Task
Copy every line from the records below that holds the word "index".
── Dataset records ──
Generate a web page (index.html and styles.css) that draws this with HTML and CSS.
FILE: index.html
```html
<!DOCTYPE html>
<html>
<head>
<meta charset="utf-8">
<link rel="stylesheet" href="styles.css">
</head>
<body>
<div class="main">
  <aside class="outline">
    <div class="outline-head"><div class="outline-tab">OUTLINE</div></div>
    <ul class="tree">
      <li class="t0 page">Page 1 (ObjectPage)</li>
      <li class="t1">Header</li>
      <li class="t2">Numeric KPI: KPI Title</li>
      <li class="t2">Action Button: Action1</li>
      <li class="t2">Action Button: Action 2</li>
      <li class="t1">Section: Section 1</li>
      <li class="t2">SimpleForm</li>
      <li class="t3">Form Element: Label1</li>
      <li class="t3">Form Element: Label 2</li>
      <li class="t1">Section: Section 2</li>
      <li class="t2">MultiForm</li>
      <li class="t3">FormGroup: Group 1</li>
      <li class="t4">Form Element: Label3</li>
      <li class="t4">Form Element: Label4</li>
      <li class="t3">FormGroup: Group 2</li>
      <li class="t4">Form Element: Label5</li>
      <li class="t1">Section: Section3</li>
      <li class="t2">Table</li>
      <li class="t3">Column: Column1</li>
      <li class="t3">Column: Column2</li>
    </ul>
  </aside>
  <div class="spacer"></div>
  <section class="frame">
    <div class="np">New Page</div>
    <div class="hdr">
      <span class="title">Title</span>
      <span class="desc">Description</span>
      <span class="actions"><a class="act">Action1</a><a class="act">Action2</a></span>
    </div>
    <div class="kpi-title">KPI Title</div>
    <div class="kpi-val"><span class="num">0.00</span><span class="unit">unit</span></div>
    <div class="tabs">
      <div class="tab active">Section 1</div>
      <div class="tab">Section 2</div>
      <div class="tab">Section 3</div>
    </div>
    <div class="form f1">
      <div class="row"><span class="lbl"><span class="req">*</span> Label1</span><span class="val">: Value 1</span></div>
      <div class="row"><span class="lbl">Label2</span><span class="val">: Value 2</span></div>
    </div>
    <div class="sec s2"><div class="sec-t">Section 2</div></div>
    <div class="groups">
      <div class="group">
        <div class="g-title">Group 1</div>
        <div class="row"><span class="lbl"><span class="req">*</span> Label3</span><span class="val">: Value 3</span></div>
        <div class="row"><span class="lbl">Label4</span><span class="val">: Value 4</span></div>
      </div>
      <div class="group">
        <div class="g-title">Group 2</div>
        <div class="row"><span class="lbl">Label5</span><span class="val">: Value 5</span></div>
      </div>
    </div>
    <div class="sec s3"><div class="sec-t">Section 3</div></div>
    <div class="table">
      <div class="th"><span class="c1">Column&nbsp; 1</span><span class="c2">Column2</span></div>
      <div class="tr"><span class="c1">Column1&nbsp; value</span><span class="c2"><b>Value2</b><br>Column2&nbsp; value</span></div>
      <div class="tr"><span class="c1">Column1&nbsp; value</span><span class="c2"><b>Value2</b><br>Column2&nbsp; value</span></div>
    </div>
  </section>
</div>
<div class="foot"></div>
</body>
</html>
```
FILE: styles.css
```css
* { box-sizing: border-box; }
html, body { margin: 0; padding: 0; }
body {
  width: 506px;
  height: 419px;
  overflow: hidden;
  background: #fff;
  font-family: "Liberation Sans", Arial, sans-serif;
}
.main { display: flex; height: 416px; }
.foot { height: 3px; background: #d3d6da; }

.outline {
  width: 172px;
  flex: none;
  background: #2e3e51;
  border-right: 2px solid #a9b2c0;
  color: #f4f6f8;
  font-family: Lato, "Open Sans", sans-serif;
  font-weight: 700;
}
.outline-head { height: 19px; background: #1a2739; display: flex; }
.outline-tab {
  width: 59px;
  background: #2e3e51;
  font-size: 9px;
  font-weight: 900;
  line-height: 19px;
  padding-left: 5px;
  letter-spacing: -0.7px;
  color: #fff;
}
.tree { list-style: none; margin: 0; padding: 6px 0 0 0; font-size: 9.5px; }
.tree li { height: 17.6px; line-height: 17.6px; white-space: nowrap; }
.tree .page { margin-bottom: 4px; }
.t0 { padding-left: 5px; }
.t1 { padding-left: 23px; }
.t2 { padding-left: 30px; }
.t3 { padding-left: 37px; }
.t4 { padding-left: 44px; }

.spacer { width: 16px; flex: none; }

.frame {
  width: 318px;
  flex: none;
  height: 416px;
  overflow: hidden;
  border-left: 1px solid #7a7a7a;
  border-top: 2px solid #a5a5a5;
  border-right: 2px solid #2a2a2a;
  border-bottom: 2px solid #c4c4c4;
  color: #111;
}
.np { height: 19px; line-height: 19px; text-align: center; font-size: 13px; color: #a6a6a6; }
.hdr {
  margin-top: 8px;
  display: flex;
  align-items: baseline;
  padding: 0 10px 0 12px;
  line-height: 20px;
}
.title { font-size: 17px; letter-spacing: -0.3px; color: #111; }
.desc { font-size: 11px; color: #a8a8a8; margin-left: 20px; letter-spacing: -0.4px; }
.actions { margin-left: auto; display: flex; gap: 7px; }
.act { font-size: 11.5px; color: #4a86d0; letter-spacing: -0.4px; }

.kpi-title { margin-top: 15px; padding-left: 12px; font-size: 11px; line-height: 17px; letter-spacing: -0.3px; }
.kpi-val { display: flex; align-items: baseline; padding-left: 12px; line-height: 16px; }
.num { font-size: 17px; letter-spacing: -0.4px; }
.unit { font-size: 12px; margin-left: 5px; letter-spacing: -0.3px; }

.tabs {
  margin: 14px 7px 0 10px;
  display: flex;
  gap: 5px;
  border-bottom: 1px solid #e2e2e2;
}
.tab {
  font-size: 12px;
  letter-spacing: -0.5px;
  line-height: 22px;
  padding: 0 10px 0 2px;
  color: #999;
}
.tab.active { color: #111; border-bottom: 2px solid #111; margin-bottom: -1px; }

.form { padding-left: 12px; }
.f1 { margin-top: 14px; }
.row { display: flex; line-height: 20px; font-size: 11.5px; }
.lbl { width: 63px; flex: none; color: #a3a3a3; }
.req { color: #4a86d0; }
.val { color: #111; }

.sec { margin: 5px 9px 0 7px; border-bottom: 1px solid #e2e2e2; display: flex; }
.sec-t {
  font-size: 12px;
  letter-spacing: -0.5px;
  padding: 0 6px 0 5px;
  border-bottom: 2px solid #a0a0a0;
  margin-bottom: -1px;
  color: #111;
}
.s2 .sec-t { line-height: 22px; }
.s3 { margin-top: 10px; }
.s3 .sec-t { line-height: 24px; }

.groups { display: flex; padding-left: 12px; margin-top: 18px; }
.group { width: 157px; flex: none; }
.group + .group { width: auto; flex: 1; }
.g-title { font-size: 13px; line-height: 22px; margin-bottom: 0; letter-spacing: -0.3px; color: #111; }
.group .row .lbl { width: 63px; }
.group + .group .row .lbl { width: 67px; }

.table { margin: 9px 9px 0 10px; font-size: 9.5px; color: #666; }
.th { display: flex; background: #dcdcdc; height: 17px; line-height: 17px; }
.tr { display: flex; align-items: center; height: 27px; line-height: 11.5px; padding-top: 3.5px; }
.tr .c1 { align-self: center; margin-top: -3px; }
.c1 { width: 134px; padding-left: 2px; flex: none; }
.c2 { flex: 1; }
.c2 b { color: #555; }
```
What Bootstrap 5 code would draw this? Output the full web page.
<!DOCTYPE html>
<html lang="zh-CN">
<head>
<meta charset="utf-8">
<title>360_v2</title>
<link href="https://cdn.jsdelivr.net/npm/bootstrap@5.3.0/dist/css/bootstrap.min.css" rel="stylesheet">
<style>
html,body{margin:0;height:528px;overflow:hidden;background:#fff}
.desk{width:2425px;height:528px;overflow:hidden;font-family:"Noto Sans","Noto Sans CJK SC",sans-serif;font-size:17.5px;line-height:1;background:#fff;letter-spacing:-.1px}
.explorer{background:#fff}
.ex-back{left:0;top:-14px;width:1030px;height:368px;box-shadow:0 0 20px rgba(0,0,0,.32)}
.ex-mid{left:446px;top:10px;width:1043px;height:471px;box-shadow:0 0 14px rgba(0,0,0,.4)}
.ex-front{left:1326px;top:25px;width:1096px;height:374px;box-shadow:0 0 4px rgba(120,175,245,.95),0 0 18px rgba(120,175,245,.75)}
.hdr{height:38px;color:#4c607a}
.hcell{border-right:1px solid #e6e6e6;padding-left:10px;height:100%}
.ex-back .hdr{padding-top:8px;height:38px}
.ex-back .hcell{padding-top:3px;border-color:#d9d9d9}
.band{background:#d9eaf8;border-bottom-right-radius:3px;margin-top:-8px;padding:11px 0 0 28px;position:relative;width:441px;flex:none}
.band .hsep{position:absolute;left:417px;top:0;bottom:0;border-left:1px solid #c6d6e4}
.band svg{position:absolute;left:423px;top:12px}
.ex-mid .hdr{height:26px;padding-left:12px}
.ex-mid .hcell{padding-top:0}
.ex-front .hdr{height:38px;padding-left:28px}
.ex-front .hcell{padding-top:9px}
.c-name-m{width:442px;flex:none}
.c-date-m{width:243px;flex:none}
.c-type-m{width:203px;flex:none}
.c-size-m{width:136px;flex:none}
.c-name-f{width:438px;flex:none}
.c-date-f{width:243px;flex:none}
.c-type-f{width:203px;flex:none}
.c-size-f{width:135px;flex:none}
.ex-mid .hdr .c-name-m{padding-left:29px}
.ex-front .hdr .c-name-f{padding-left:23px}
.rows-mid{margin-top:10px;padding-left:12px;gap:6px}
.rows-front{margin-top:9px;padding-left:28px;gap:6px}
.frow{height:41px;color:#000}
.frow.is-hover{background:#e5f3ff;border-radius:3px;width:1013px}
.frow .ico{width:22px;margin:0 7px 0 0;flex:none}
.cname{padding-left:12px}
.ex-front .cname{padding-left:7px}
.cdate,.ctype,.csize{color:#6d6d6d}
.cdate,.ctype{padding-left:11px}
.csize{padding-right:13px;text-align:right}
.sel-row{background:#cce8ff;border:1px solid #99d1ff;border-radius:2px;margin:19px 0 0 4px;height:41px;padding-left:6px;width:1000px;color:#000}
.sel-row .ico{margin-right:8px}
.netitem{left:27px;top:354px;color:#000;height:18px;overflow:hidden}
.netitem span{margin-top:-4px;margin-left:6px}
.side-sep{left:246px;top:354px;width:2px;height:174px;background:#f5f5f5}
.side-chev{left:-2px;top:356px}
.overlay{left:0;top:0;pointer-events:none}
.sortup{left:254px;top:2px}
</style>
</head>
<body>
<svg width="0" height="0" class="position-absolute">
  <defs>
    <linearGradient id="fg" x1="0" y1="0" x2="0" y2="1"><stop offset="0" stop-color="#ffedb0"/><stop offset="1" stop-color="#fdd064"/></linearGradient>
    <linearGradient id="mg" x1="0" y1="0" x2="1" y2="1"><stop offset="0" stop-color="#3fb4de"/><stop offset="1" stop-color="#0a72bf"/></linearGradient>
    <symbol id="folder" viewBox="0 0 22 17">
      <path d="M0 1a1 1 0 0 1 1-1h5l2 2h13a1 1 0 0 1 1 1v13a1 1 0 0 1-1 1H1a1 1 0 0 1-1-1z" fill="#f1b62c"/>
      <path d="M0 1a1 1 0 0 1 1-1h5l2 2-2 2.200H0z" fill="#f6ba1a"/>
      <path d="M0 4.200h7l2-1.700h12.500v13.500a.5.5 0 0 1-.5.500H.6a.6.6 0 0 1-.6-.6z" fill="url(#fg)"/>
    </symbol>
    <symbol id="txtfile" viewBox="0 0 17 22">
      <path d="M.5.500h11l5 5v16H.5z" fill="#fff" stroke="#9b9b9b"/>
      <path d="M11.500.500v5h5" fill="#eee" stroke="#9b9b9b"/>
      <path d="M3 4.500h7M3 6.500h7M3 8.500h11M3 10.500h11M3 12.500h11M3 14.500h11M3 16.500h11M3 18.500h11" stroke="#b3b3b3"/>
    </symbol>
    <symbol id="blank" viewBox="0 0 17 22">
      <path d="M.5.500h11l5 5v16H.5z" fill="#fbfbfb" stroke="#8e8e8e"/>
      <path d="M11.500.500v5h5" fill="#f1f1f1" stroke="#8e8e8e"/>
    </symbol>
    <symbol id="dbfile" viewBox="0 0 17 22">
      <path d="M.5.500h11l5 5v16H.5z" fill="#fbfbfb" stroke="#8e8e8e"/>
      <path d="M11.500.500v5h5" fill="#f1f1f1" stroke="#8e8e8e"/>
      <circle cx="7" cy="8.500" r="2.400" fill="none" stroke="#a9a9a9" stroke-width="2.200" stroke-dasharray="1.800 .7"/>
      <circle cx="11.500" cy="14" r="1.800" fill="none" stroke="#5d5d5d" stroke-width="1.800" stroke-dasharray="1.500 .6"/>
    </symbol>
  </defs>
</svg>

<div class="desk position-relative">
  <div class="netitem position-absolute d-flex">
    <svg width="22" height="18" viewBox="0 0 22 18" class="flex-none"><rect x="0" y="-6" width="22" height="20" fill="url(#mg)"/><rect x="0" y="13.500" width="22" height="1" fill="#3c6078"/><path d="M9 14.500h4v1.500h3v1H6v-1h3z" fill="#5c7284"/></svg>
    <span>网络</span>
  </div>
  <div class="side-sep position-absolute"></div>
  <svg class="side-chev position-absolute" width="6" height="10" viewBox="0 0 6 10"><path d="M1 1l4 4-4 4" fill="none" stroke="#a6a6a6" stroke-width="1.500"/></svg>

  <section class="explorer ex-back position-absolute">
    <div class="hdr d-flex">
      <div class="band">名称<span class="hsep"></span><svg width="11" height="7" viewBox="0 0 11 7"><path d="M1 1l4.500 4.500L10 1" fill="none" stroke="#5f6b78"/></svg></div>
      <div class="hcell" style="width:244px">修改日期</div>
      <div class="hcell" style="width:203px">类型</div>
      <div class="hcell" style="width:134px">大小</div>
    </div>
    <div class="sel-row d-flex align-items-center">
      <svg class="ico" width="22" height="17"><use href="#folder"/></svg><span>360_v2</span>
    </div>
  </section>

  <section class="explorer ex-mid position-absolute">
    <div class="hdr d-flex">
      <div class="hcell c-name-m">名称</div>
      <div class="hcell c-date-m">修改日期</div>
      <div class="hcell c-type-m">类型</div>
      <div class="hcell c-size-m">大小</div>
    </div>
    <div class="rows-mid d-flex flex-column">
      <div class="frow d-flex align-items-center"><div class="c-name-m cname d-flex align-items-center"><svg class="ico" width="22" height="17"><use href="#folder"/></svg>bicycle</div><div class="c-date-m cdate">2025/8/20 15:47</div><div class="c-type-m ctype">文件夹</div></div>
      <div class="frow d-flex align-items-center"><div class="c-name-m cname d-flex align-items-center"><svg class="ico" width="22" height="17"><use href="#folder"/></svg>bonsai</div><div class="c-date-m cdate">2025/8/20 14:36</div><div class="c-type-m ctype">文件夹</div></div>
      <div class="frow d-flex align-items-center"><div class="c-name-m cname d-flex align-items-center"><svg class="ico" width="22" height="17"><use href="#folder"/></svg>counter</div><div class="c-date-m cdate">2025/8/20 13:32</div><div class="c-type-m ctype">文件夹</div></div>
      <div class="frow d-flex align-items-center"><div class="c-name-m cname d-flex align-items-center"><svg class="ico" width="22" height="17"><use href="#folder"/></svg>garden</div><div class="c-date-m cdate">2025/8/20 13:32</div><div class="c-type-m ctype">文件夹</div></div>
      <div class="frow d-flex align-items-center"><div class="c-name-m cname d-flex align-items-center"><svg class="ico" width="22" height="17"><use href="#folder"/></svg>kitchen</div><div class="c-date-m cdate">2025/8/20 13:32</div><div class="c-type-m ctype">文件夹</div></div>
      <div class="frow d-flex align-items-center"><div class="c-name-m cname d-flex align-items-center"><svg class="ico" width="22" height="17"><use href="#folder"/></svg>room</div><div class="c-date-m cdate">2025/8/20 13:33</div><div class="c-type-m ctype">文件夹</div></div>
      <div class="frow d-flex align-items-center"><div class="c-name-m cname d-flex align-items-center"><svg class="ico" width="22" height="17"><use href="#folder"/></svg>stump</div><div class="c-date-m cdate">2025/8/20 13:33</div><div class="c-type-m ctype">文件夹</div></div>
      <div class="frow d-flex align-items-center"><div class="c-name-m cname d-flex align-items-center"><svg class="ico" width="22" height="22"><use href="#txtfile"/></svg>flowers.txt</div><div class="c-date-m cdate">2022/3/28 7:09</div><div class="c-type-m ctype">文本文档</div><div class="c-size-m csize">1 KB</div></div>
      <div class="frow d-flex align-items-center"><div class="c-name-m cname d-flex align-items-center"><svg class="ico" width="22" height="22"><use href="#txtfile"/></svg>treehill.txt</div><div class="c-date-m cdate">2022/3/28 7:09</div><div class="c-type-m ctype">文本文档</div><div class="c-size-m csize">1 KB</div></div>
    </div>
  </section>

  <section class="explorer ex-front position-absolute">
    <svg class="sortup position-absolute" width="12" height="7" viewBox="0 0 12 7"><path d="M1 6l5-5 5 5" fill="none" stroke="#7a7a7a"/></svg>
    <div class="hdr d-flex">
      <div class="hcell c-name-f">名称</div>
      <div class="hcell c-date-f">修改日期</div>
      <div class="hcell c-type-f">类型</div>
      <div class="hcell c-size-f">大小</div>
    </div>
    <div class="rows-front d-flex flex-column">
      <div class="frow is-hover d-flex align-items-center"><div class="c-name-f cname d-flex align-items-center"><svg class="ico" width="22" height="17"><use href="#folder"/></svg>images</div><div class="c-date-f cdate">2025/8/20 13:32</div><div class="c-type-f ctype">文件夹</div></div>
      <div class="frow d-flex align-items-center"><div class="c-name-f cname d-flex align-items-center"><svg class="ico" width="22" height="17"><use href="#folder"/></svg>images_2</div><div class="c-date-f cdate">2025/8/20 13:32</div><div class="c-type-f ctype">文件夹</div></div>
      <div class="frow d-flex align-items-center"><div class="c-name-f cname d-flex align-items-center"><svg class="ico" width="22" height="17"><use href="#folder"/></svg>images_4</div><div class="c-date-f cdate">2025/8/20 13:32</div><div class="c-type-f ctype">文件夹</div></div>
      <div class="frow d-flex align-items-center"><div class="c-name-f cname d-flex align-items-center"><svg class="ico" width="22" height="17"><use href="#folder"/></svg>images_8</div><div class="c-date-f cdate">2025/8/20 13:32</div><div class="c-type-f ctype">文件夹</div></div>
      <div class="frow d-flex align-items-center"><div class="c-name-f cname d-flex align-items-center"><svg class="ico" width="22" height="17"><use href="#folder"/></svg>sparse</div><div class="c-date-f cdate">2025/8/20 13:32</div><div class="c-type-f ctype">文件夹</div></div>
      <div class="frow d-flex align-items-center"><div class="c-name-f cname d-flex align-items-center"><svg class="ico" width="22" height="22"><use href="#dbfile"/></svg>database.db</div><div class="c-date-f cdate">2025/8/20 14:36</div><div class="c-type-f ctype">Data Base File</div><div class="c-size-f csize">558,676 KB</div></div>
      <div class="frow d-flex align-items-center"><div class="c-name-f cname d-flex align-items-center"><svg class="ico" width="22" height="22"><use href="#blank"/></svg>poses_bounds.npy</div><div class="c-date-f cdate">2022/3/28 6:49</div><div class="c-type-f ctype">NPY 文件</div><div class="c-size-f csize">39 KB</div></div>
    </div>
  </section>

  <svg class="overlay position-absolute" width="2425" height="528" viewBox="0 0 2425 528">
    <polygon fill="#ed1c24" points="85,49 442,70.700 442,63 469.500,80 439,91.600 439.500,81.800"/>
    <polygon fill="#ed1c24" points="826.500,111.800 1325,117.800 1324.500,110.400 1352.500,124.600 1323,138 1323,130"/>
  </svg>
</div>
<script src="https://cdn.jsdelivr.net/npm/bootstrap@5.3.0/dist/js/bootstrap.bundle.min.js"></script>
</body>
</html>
───
Solution to this task
Generate a web page (index.html and styles.css) that draws this with HTML and CSS.
FILE: index.html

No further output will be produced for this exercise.